Chilpancingo: Crónica de un Desencanto
(Al estilo de Carlos Fuentes)
I. Geografías del Destino
Nací bajo el cielo de Chilpancingo en el año de 1950, cuando el siglo aún creía en promesas. Setenta y cinco años después, llevo cuarenta y cuatro habitando este mismo suelo, aunque mi vida ha sido un mapa de huidas y regresos. Entre 1963 y 1965, el destino me arrojó a Camden, Arkansas, un pueblo más pequeño que mi Chilpancingo —que nunca fue París, pero al menos era capital de un estado—. Allí, en aquel rincón de Estados Unidos donde vivían obreros de fábricas de papel, maestros y mi tío el veterinario, descubrí por primera vez el milagro cotidiano: el agua que nunca faltaba, la luz que no se extinguía, la basura que desaparecía como por arte de magia.
No era Beverly Hills, claro. Era el sueño proletario hecho realidad: un mundo donde los servicios públicos no eran una epopeya, sino un derecho.
II. México: La Ciudad que Nos Devora
En 1975, me casé en Guerrero y partí a la Ciudad de México, esa bestia mitológica que todo lo engulle. Vivíamos en una unidad habitacional donde, sorpresa, el agua y la electricidad fluían con la misma regularidad que en Camden. Era como si la capital, en su afán de imitar el norte, hubiera aprendido a domar sus demonios. Pero México no es una ciudad: es un espejismo.
Cuando regresé a Chilpancingo en 1981, creí encontrar el pueblo de mi infancia: ese lugar donde los niños jugaban en calles polvorientas bajo un sol benigno. En cambio, hallé una ciudad que se desangraba en caos. El tráfico era una fiera suelta; la delincuencia, un fantasma que todos invocaban pero nadie veía. Y el agua… ah, el agua. Un privilegio de quienes podían comprarla en pipas, mientras el ayuntamiento gastaba diez millones de pesos en faroles para iluminar su propia ineptitud.

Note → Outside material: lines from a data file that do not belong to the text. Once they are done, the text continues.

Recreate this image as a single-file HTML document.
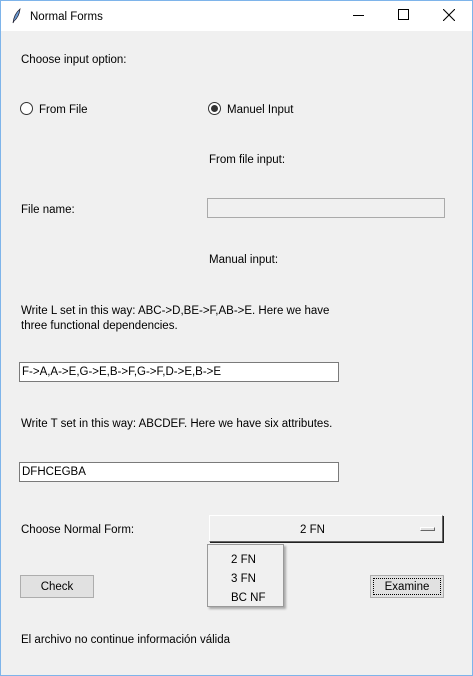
<!DOCTYPE html>
<html><head><style>
*{margin:0;padding:0;box-sizing:border-box}
body{width:473px;height:676px;background:#f0f0f0;font-family:"Liberation Sans",sans-serif;font-size:11.5px;color:#000;position:relative;overflow:hidden}
.frame{position:absolute;left:0;top:0;width:473px;height:676px;border:1px solid #7eb4ea;pointer-events:none}
.a{position:absolute;white-space:nowrap}
.t{margin-top:2px}
.title{position:absolute;left:0;top:0;width:473px;height:31px;background:#fff}
.ent{position:absolute;background:#fff;border:1px solid #7a7a7a;height:20px;padding:3px 2px 0;font-size:11.5px}
.rad{position:absolute;width:13px;height:13px;border:1px solid #333;border-radius:50%;background:#fff}
.btn{position:absolute;background:#e1e1e1;border:1px solid #adadad;text-align:center;line-height:22px}
</style></head><body>
<div class="title">
<svg class="a" style="left:11px;top:8px" width="10" height="16" viewBox="0 0 10 16"><path d="M2 15 Q3 6 9 1 Q8 9 3 13 Z" fill="#6c9bd2" stroke="#223" stroke-width="0.8"/></svg>
<div class="a t" style="left:30px;top:9px">Normal Forms</div>
<div class="a" style="left:353px;top:15px;width:11px;height:1px;background:#000"></div>
<div class="a" style="left:398px;top:9px;width:11px;height:11px;border:1px solid #000"></div>
<svg class="a" style="left:443px;top:9px" width="12" height="12"><path d="M0 0L12 12M12 0L0 12" stroke="#000" stroke-width="1.1"/></svg>
</div>
<div class="a t" style="left:21px;top:52px">Choose input option:</div>
<div class="rad" style="left:20px;top:102px"></div>
<div class="a t" style="left:39px;top:102px">From File</div>
<div class="rad" style="left:208px;top:102px"><div style="position:absolute;left:2px;top:2px;width:7px;height:7px;border-radius:50%;background:#333"></div></div>
<div class="a t" style="left:227px;top:102px">Manuel Input</div>
<div class="a t" style="left:209px;top:152px">From file input:</div>
<div class="a t" style="left:21px;top:202px">File name:</div>
<div class="ent" style="left:207px;top:198px;width:238px;background:#f0f0f0;border-color:#aaa"></div>
<div class="a t" style="left:21px;top:302px;line-height:15px">Write L set in this way: ABC-&gt;D,BE-&gt;F,AB-&gt;E. Here we have<br>three functional dependencies.</div>
<div class="a t" style="left:209px;top:252px">Manual input:</div>
<div class="ent" style="left:19px;top:362px;width:320px">F-&gt;A,A-&gt;E,G-&gt;E,B-&gt;F,G-&gt;F,D-&gt;E,B-&gt;E</div>
<div class="a t" style="left:21px;top:416px">Write T set in this way: ABCDEF. Here we have six attributes.</div>
<div class="ent" style="left:19px;top:462px;width:320px">DFHCEGBA</div>
<div class="a t" style="left:21px;top:522px">Choose Normal Form:</div>
<div class="a" style="left:209px;top:515px;width:234px;height:27px;background:#f0f0f0;border:1px solid;border-color:#fff #666 #666 #fff;box-shadow:1px 1px 0 #222"></div>
<div class="a t" style="left:300px;top:522px">2 FN</div>
<div class="a" style="left:420px;top:527px;width:15px;height:4px;border:1px solid;border-color:#fff #666 #666 #fff;background:#e0e0e0"></div>
<div class="a" style="left:207px;top:544px;width:77px;height:63px;background:#f0f0f0;border:1px solid #999;box-shadow:2px 2px 2px #aaa"></div>
<div class="a t" style="left:231px;top:549px;line-height:19px">2 FN<br>3 FN<br>BC NF</div>
<div class="btn" style="left:20px;top:575px;width:74px;height:23px">Check</div>
<div class="btn" style="left:370px;top:575px;width:74px;height:23px"><div style="position:absolute;left:2px;top:2px;right:2px;bottom:2px;border:1px dotted #000"></div>Examine</div>
<div class="a t" style="left:21px;top:632px">El archivo no continue información válida</div>
<div class="frame"></div>
</body></html>
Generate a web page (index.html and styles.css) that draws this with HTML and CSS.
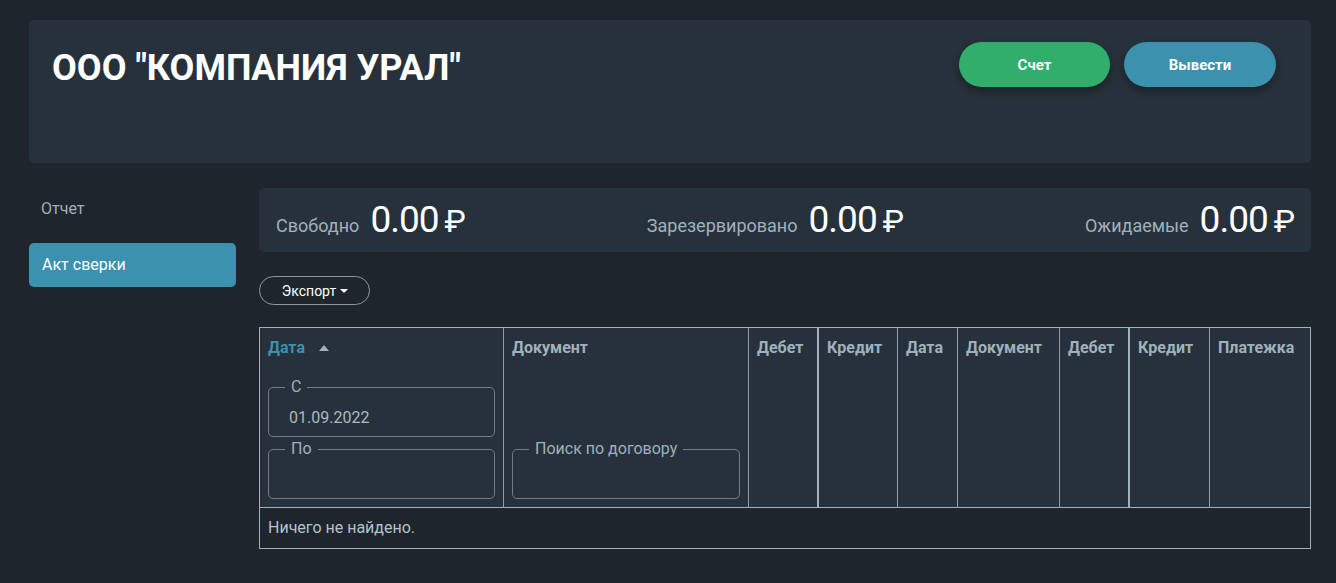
FILE: index.html
```html
<!DOCTYPE html>
<html lang="ru">
<head>
<meta charset="utf-8">
<title>ООО "КОМПАНИЯ УРАЛ"</title>
<link rel="stylesheet" href="styles.css">
</head>
<body>
<div class="page">
  <header class="head-card">
    <h1 class="title">ООО "КОМПАНИЯ УРАЛ"</h1>
    <div class="head-actions">
      <button class="pill pill-green">Счет</button>
      <button class="pill pill-blue">Вывести</button>
    </div>
  </header>

  <div class="layout">
    <nav class="sidebar">
      <a class="nav-item">Отчет</a>
      <a class="nav-item active">Акт сверки</a>
    </nav>

    <main class="main">
      <section class="balance">
        <div class="bal-item"><span class="bal-label">Свободно</span><span class="bal-amount">0.00<span class="rub">₽</span></span></div>
        <div class="bal-item"><span class="bal-label">Зарезервировано</span><span class="bal-amount">0.00<span class="rub">₽</span></span></div>
        <div class="bal-item"><span class="bal-label">Ожидаемые</span><span class="bal-amount">0.00<span class="rub">₽</span></span></div>
      </section>

      <div class="toolbar">
        <button class="export">Экспорт<span class="caret"></span></button>
      </div>

      <div class="grid">
        <div class="th th-date">
          <div class="th-title"><span class="sorted">Дата</span><span class="sort-up"></span></div>
          <div class="filters">
            <fieldset class="fs"><legend>С</legend><div class="fs-val">01.09.2022</div></fieldset>
            <fieldset class="fs"><legend>По</legend><div class="fs-val"></div></fieldset>
          </div>
        </div>
        <div class="th th-doc">
          <div class="th-title">Документ</div>
          <div class="filters">
            <fieldset class="fs"><legend>Поиск по договору</legend><div class="fs-val"></div></fieldset>
          </div>
        </div>
        <div class="th thick">Дебет</div>
        <div class="th">Кредит</div>
        <div class="th">Дата</div>
        <div class="th">Документ</div>
        <div class="th thick">Дебет</div>
        <div class="th">Кредит</div>
        <div class="th last">Платежка</div>
        <div class="empty">Ничего не найдено.</div>
      </div>
    </main>
  </div>
</div>
</body>
</html>
```

FILE: styles.css
```css
* { box-sizing: border-box; }
html, body { margin: 0; padding: 0; }
body {
  background: #1e252c;
  font-family: Roboto, "Liberation Sans", Arial, sans-serif;
  color: #9fb1bd;
}
.page { padding: 20px 25px 0 29px; }

.head-card {
  background: #27313b;
  border-radius: 5px;
  height: 143px;
  display: flex;
  justify-content: space-between;
  align-items: flex-start;
  padding: 22px 35px 0 23px;
}
.title {
  margin: 5px 0 0;
  font-size: 36px;
  line-height: 42px;
  font-weight: 700;
  color: #ffffff;
  letter-spacing: 0;
}
.head-actions { display: flex; gap: 14px; }
.pill {
  width: 151px;
  height: 45px;
  border: 0;
  border-radius: 23px;
  color: #fff;
  font-family: inherit;
  font-weight: 700;
  font-size: 15px;
  box-shadow: 0 4px 8px rgba(0, 0, 0, 0.35);
}
.pill-green { background: #31ad6c; }
.pill-blue { background: #3b91ae; width: 152px; }

.layout { display: flex; gap: 23px; margin-top: 23px; }
.sidebar { width: 207px; flex: none; display: flex; flex-direction: column; gap: 13px; }
.nav-item {
  display: block;
  height: 44px;
  line-height: 46px;
  padding: 0 12px;
  font-size: 16px;
  color: #9fb1bd;
  border-radius: 5px;
}
.nav-item.active { background: #3b91ae; color: #ffffff; padding-left: 13px; line-height: 44px; }

.main { flex: 1; min-width: 0; padding-top: 2px; }
.balance {
  background: #27313b;
  border-radius: 5px;
  height: 64px;
  padding: 10px 16px 0 17px;
  display: flex;
  justify-content: space-between;
  align-items: baseline;
}
.bal-item { display: flex; align-items: baseline; gap: 11px; }
.bal-label { font-size: 18px; color: #9fb1bd; }
.bal-amount { font-size: 37px; line-height: 44px; color: #ffffff; letter-spacing: -1px; }
.rub { font-size: 32px; margin-left: 6px; letter-spacing: 0; }

.toolbar { padding: 24px 0 22px; }
.export {
  width: 111px;
  height: 29px;
  border: 1px solid #8a98a2;
  border-radius: 15px;
  background: transparent;
  color: #ffffff;
  font-family: inherit;
  font-size: 14px;
  padding: 0 0 0 1px;
}
.caret {
  display: inline-block;
  margin-left: 4px;
  vertical-align: 3px;
  border-left: 4px solid transparent;
  border-right: 4px solid transparent;
  border-top: 4px solid #ffffff;
}

.grid {
  display: grid;
  grid-template-columns: 244px 245px 70px 79px 60px 102px 70px 80px 1fr;
  border: 1px solid #a2b1bb;
  background: #27313b;
}
.th {
  height: 180px;
  border-right: 1px solid #8e9ea8;
  border-bottom: 1px solid #a2b1bb;
  padding: 11px 8px 8px;
  font-size: 16px;
  line-height: 18px;
  font-weight: 700;
  color: #9fb1bd;
}
.th.thick { border-right: 2px solid #a2b1bb; }
.th.last { border-right: 0; }
.th-date, .th-doc { display: flex; flex-direction: column; justify-content: space-between; }
.th-title { display: flex; align-items: center; }
.sorted { color: #3b91ae; }
.sort-up {
  margin-left: 14px;
  border-left: 5px solid transparent;
  border-right: 5px solid transparent;
  border-bottom: 6px solid #9fb1bd;
}
.filters { display: flex; flex-direction: column; gap: 3px; }
.fs {
  margin: 0;
  padding: 0 0 0 16px;
  border: 1px solid #6e7e89;
  border-radius: 5px;
  min-width: 0;
}
.fs legend {
  padding: 0 6px;
  font-size: 16px;
  line-height: 18px;
  font-weight: 400;
  color: #9fb1bd;
}
.fs-val {
  height: 40px;
  line-height: 43px;
  padding-left: 4px;
  font-size: 16px;
  font-weight: 400;
  color: #a9bac5;
}
.empty {
  grid-column: 1 / -1;
  background: #1e252c;
  height: 40px;
  line-height: 40px;
  padding-left: 8px;
  font-size: 16px;
  color: #b3c2cb;
}
```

III. La Hipocresía Fundacional
Chilpancingo es una ciudad de migrantes que odian a los migrantes. Sus habitantes —hijos de foráneos— culpan a los recién llegados de todos los males. Mi padre decía que los funcionarios venían aquí como castigo; mi madre recordaba el olor a excremento que flotaba en el aire, cuando las letrinas eran patios y la civilización, una promesa lejana.
Hoy, los mismos que defienden a capa y espada la "grandeza" de Chilpancingo envían a sus hijos a estudiar fuera. "Aquí no hay futuro", admiten en voz baja, mientras presumen su éxodo como un triunfo. Es la esquizofrenia del provinciano: amar el terruño con rabia y abandonarlo con alivio.
IV. Epílogo: La Mentira Colectiva
No se puede sanar una herida negándola. Chilpancingo es un espejo de México: un país que prefiere el alumbrado público al agua potable, las fiestas religiosas a las escuelas dignas, la vanidad chovinista a la autocrítica. Somos una sociedad de vivos que celebran su propia ruina.
"¿Por qué no tenemos agua?", preguntas. Porque la escasez es un negocio, porque la incompetencia es un régimen, porque preferimos pavimentar calles que construir dignidad. Hoy, 23 de abril de 2025, Chilpancingo sigue oliendo a derrota. Y yo, viejo testigo de su decadencia, escribo esta crónica para que nadie diga que no lo sabíamos.